Search the material and gather each line with "React" in it.

================

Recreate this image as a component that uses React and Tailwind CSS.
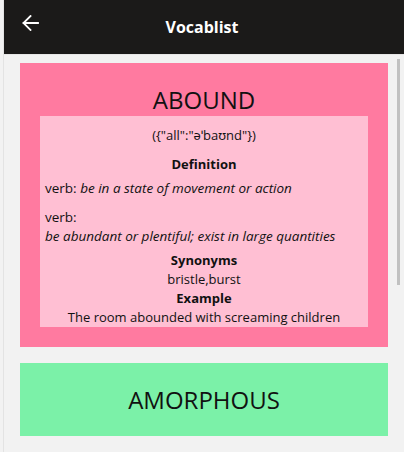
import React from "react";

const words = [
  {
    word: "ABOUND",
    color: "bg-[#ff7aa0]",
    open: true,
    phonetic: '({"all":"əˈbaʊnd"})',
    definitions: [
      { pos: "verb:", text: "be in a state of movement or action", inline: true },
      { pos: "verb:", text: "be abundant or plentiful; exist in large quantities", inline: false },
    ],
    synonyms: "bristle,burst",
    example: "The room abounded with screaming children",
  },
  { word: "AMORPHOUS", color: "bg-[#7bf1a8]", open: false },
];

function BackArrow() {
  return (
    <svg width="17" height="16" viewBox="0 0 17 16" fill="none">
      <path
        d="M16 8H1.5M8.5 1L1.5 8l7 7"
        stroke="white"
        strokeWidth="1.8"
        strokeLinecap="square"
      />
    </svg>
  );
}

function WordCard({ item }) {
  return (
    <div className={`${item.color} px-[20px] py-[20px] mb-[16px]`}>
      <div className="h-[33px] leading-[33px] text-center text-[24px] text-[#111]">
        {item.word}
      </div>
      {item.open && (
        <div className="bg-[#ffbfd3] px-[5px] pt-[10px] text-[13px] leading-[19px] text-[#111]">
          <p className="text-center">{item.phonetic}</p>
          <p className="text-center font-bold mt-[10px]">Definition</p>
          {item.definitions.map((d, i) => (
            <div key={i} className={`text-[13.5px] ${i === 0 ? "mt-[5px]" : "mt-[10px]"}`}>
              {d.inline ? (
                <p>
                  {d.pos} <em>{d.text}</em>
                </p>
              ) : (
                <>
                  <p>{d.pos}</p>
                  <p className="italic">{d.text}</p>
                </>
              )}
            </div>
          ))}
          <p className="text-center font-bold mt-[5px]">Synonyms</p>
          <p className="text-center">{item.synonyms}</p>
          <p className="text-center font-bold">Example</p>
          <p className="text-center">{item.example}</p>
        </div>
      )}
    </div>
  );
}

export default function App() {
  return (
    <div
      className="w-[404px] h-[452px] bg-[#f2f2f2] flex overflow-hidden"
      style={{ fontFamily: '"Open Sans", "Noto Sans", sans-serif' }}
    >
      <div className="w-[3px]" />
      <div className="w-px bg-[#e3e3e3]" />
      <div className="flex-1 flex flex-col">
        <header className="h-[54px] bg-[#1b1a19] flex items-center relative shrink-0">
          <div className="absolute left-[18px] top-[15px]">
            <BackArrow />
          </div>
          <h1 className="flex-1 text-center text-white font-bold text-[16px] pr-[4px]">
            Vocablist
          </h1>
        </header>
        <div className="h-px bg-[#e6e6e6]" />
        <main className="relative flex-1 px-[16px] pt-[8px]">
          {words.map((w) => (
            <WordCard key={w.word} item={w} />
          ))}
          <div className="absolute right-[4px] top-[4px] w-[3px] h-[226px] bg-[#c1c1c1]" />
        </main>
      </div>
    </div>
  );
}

================

• THE COMPLETED TASK:
Recreate this image as a component that uses React and Tailwind CSS.
import React from "react";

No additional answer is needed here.